[Given material]:
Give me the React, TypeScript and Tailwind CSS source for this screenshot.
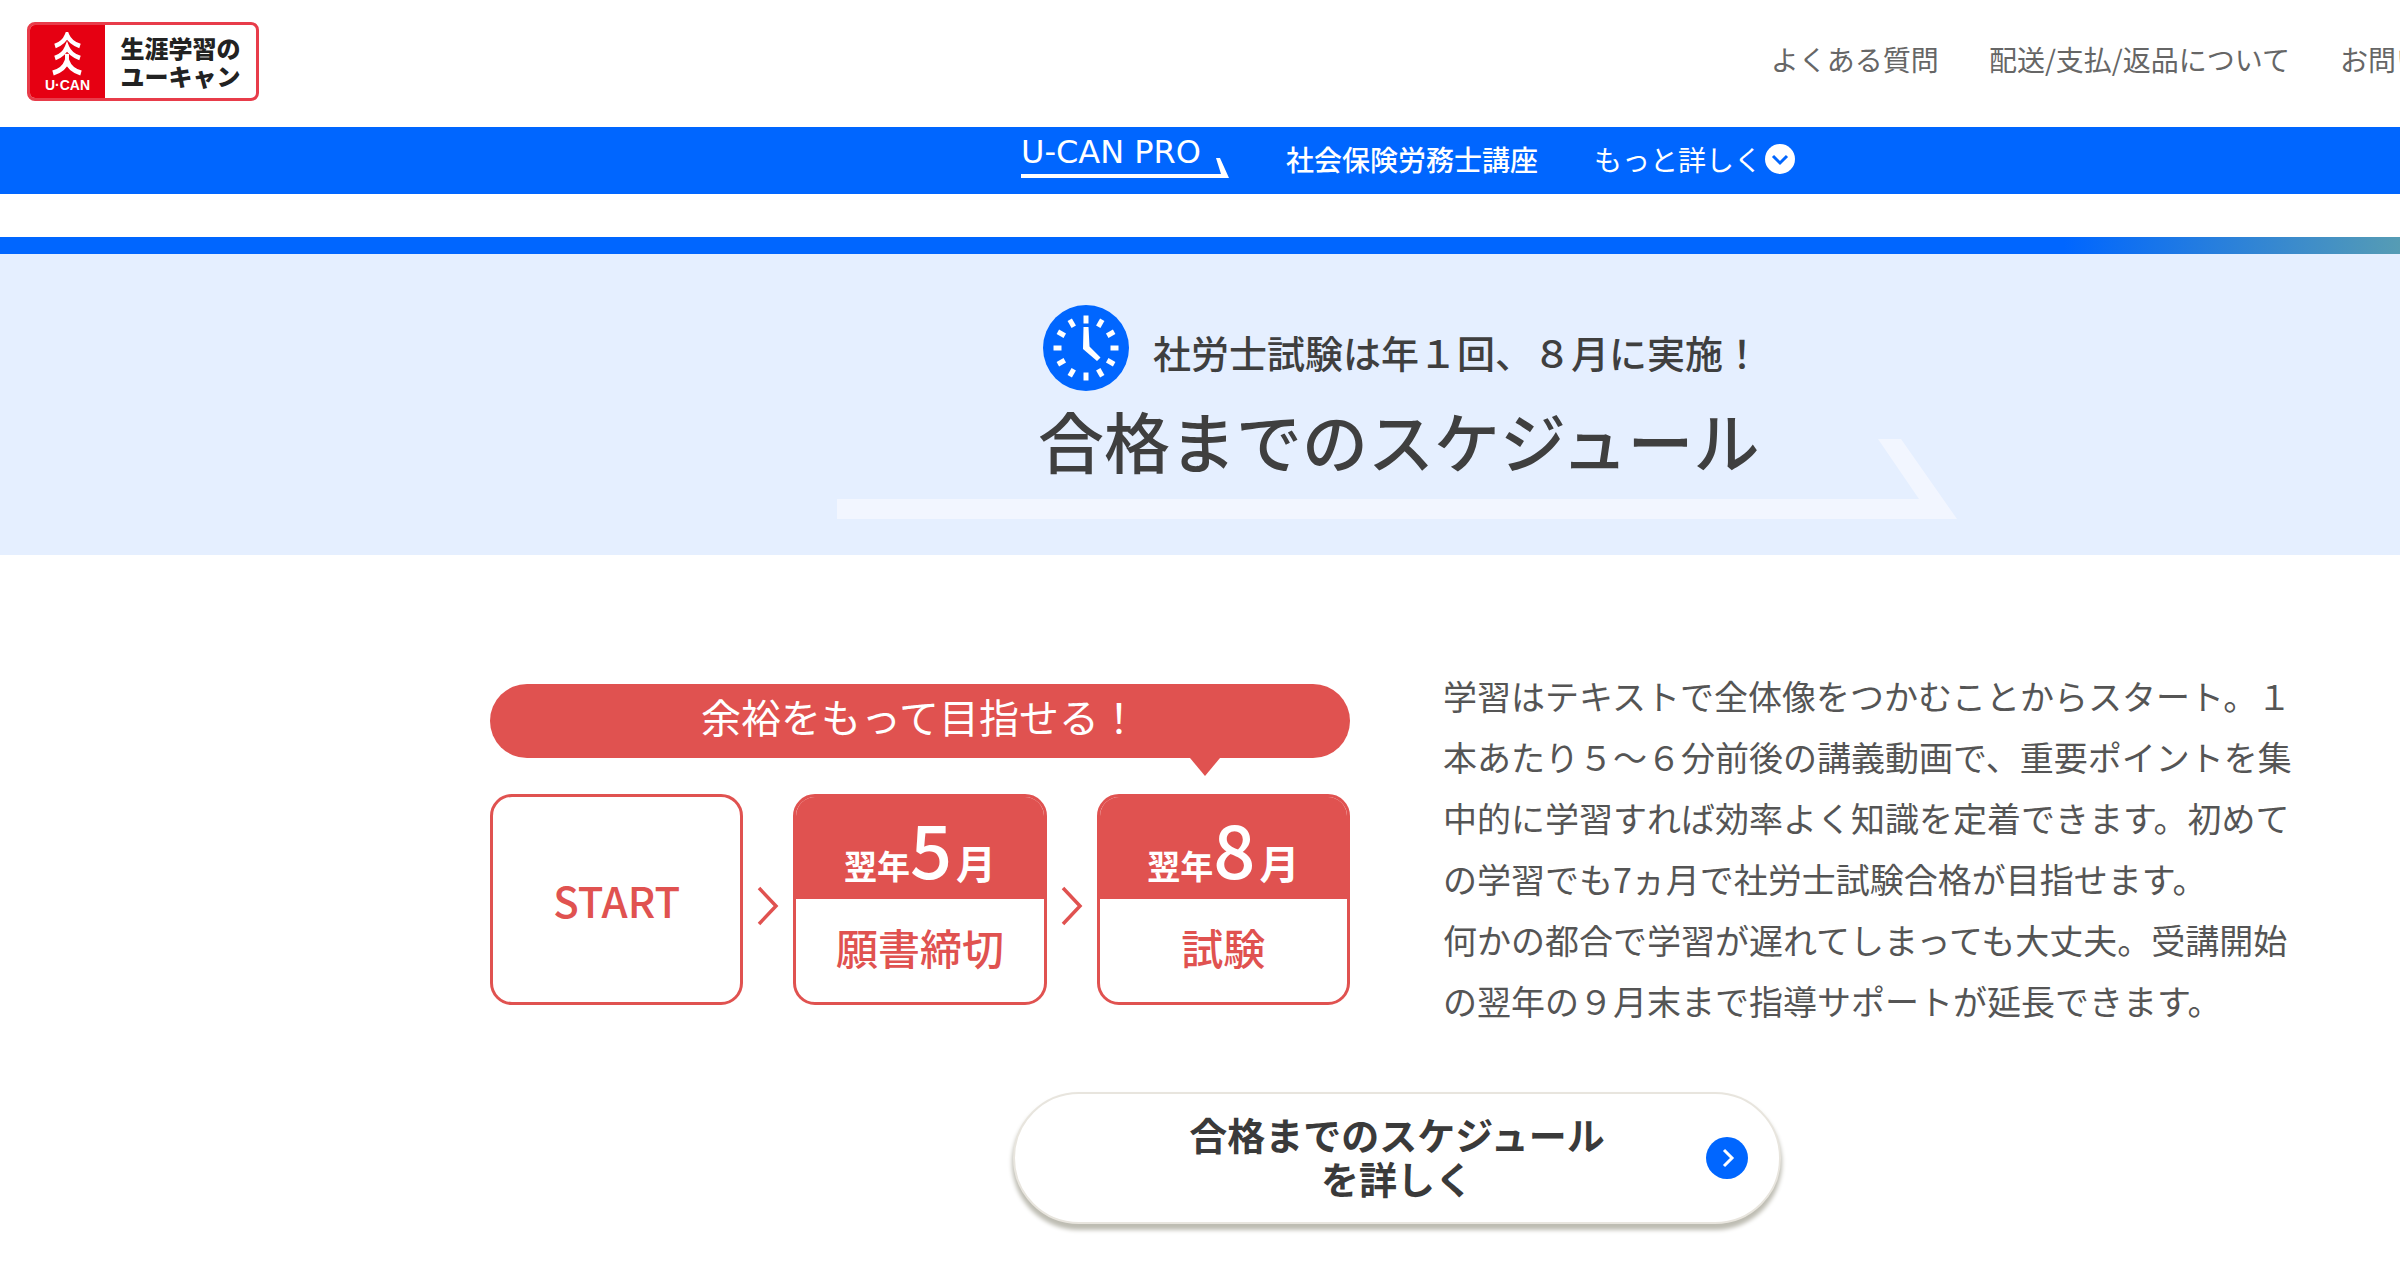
import React from "react";

const stops = Array.from({ length: 12 }, (_, i) => i * 30);

function UcanMark() {
  return (
    <svg viewBox="0 0 32 44" className="h-[44px] w-[32px]" fill="none" stroke="#fff" aria-hidden="true">
      <path d="M3 14 C9 12 13 8 15 3 C17 8 22 12 28 14" strokeWidth="4.5" />
      <path d="M3 26 C9 24 13 20 15 15 C17 20 22 24 28 26" strokeWidth="4.5" />
      <path d="M15 22 V31" strokeWidth="4" />
      <path d="M1 41 C8 39 13 35 15 29 C17 35 22 39 29 41" strokeWidth="5" />
    </svg>
  );
}

function ClockIcon() {
  return (
    <svg viewBox="0 0 86 86" className="size-[86px] shrink-0" aria-hidden="true">
      <circle cx="43" cy="43" r="43" fill="#0066ff" />
      {stops.map((a) => (
        <path key={a} d="M43 10.500v8" stroke="#fff" strokeWidth="5" transform={`rotate(${a} 43 43)`} />
      ))}
      <path d="M40.500 22h5l1 19.500 11 11-3.500 3.500-14-12z" fill="#fff" />
    </svg>
  );
}

function Chevron() {
  return (
    <svg viewBox="0 0 22 40" className="h-[40px] w-[22px] shrink-0" fill="none" stroke="#e05250" strokeWidth="3.5" aria-hidden="true">
      <path d="M2 2 19 20 2 38" />
    </svg>
  );
}

function StepCard({ month, label }: { month: string; label: string }) {
  return (
    <li className="flex h-[211px] flex-1 flex-col overflow-hidden rounded-[22px] border-3 border-[#e05250]">
      <div className="flex h-[102px] items-baseline justify-center bg-[#e05250] text-white">
        <span className="text-[33px] font-bold leading-[100px]">翌年</span>
        <span className="text-[74px] font-medium leading-[100px]">{month}</span>
        <span className="ml-1 text-[40px] font-bold leading-[100px]">月</span>
      </div>
      <p className="flex flex-1 items-center justify-center pb-[8px] text-[42px] font-medium leading-[48px] text-[#e05250]">{label}</p>
    </li>
  );
}

export default function App() {
  return (
    <div className="min-h-screen overflow-hidden bg-white font-['Noto_Sans_CJK_JP',sans-serif] text-[#3f3f3f]">
      <header className="flex h-[127px] items-start justify-between pl-[27px] pt-[22px]">
        <a href="#home" className="flex h-[79px] w-[232px] shrink-0 overflow-hidden rounded-[8px] border-3 border-[#e83c4a] bg-white">
          <span className="flex w-[75px] flex-col items-center bg-[#e60012] pt-[7px]">
            <UcanMark />
            <span className="font-['Liberation_Sans',sans-serif] text-[14px] font-bold leading-[18px] text-white">U·CAN</span>
          </span>
          <span className="flex flex-1 items-center justify-center text-[24px] font-black leading-[28px] text-[#222]">
            <span>
              生涯学習の
              <br />
              ユーキャン
            </span>
          </span>
        </a>
        <nav className="flex gap-[50px] whitespace-nowrap pt-[17px] text-[28px] leading-[40px] text-[#666]">
          <a href="#faq">よくある質問</a>
          <a href="#delivery">配送/支払/返品について</a>
          <a href="#contact" className="w-[60px] overflow-hidden">お問い合わせ</a>
        </nav>
      </header>

      <nav className="flex h-[67px] items-center justify-center bg-[#0066ff] pb-[4px] pl-[416px] text-[28px] leading-[40px] text-white">
        <a href="#pro" className="flex w-[208px] flex-col">
          <span className="whitespace-nowrap font-['DejaVu_Sans',sans-serif] text-[32px] leading-[26px]">U-CAN PRO</span>
          <svg viewBox="0 0 208 26" className="-mt-[13px] h-[26px] w-[208px]" fill="#fff" aria-hidden="true">
            <path d="M0 22h200L195 6h4l9 20H0z" />
          </svg>
        </a>
        <a href="#course" className="ml-[57px] font-medium">社会保険労務士講座</a>
        <button type="button" className="ml-[56px] flex items-center gap-[3px]">
          もっと詳しく
          <svg viewBox="0 0 30 30" className="size-[30px]" aria-hidden="true">
            <circle cx="15" cy="15" r="15" fill="#fff" />
            <path d="m8 12 7 7 7-7" fill="none" stroke="#0066ff" strokeWidth="3" />
          </svg>
        </button>
      </nav>

      <main className="pt-[43px]">
        <div className="h-[17px] bg-[linear-gradient(90deg,#0066ff_86%,#569cb4_100%)]" />
        <section className="flex h-[301px] flex-col items-center bg-[#e5efff] pl-[394px] pt-[51px]">
          <div className="flex w-[1120px] flex-col">
            <div className="flex items-center gap-[24px] pl-[206px]">
              <ClockIcon />
              <p className="whitespace-nowrap pt-[8px] text-[38px] font-medium leading-[48px]">社労士試験は年１回、８月に実施！</p>
            </div>
            <h1 className="whitespace-nowrap pl-[201px] pt-[8px] text-[66px] font-medium leading-[80px]">合格までのスケジュール</h1>
            <svg viewBox="0 0 1120 80" className="-mt-[40px] h-[80px] w-full" fill="#f2f6ff" aria-hidden="true">
              <path d="M0 60h1082L1041 0h23l56 80H0z" />
            </svg>
          </div>
        </section>

        <section className="pl-[394px] pt-[110px]">
          <div className="mx-auto flex max-w-[1814px] justify-between">
            <div className="mt-[19px] w-[860px] shrink-0">
              <div className="relative flex h-[74px] items-start justify-center rounded-full bg-[#e05250] text-[40px] leading-[64px] text-white">
                余裕をもって目指せる！
                <svg viewBox="0 0 30 18" className="absolute right-[130px] top-full h-[18px] w-[30px]" fill="#e05250" aria-hidden="true">
                  <path d="M0 0h30L15 18z" />
                </svg>
              </div>
              <ol className="mt-[36px] flex items-center gap-[14px]">
                <li className="flex h-[211px] flex-1 items-center justify-center rounded-[22px] border-3 border-[#e05250] text-[42px] font-medium leading-[48px] text-[#e05250]">START</li>
                <li className="pt-[12px]" aria-hidden="true"><Chevron /></li>
                <StepCard month="5" label="願書締切" />
                <li className="pt-[12px]" aria-hidden="true"><Chevron /></li>
                <StepCard month="8" label="試験" />
              </ol>
            </div>
            <p className="w-[861px] text-[34px] leading-[61px] text-[#555]">
              学習はテキストで全体像をつかむことからスタート。１
              <br />
              本あたり５～６分前後の講義動画で、重要ポイントを集
              <br />
              中的に学習すれば効率よく知識を定着できます。初めて
              <br />
              の学習でも7ヵ月で社労士試験合格が目指せます。
              <br />
              何かの都合で学習が遅れてしまっても大丈夫。受講開始
              <br />
              の翌年の９月末まで指導サポートが延長できます。
            </p>
          </div>
          <div className="flex justify-center pt-[61px]">
            <a
              href="#schedule"
              className="relative flex h-[132px] w-[768px] items-center justify-center rounded-full border-2 border-[#e8e5de] bg-white text-center text-[38px] font-bold leading-[44px] text-[#3a3a3a] shadow-[0_5px_4px_1px_#bebdb3]"
            >
              <span className="pb-[4px]">
                合格までのスケジュール
                <br />
                を詳しく
              </span>
              <svg viewBox="0 0 42 42" className="absolute right-[31px] size-[42px]" aria-hidden="true">
                <circle cx="21" cy="21" r="21" fill="#0066ff" />
                <path d="m18 13 8 8-8 8" fill="none" stroke="#fff" strokeWidth="3" />
              </svg>
            </a>
          </div>
        </section>
      </main>
    </div>
  );
}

[Written task]: Find every line that holds "React" and copy it.

[Result for this exercise]:
Give me the React, TypeScript and Tailwind CSS source for this screenshot.
import React from "react";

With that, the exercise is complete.